Mike Orr: I think it's very significant. We have had a lot of help in the initial stages of recovery from investors and from people from out of the state wanting to buy second homes. They have done their bit. As they fade into the back ground, normal homeowners need to take up the slack. If we're not getting jobs for those people, if the job situation isn't improving we will start to see a big slow-down in the pace of recovery. I don't think we will see a turn-down but it will be relatively slow compared to what we’ve just seen.
Ted Simons: The impact of stagnant job growth and stagnant population growth on the housing market here in the Phoenix area. What are you seeing?
Kristena Hansen: Can you repeat the question?
Ted Simons: The idea that fewer people are moving to Arizona and fewer people getting work. Obviously the economy is a big factor here. Is it as much of a factor as we think it is?
Kristena Hansen: On the housing market? I would say so absolutely. Just the construction industry, for example, that's really been struggling for workers when the downturn hit. That was one of our biggest industries. So many people, thousands and thousands of construction workers lost their jobs. They had to either leave the state completely or they had to retire, find new careers. Now the industry is having a really hard time as the recoveries coming back in the housing market they are having a hard time finding workers to build the homes. That's just one example of how it impacts.
Ted Simons: Before we go, that new home market, how is that shaping up? Are builders building?

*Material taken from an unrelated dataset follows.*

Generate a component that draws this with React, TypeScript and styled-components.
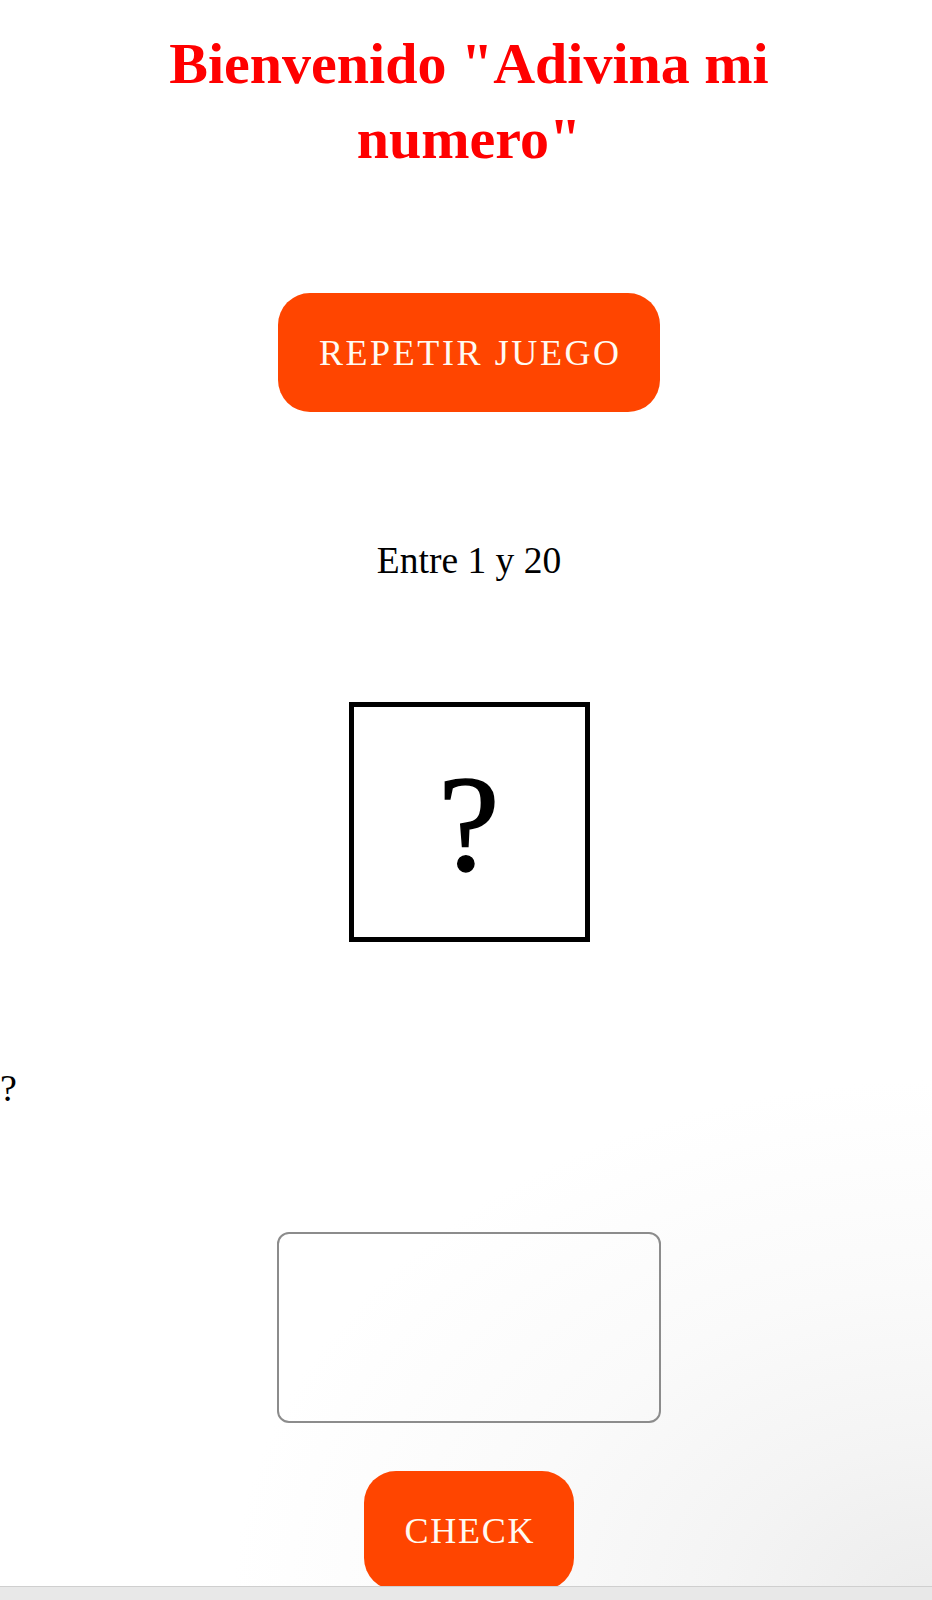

Mike Orr: They are building more than they did two years ago but still only about a third of the number that were building in the mid 90's. It's relatively low. If we did get a significant increase in population then we’d be short of homes. At the moment they are not struggling because there's a limited population buying and a limited number of people moving into the state right now.
Ted Simons: Good information. Good to have you both here. Thanks for joining us.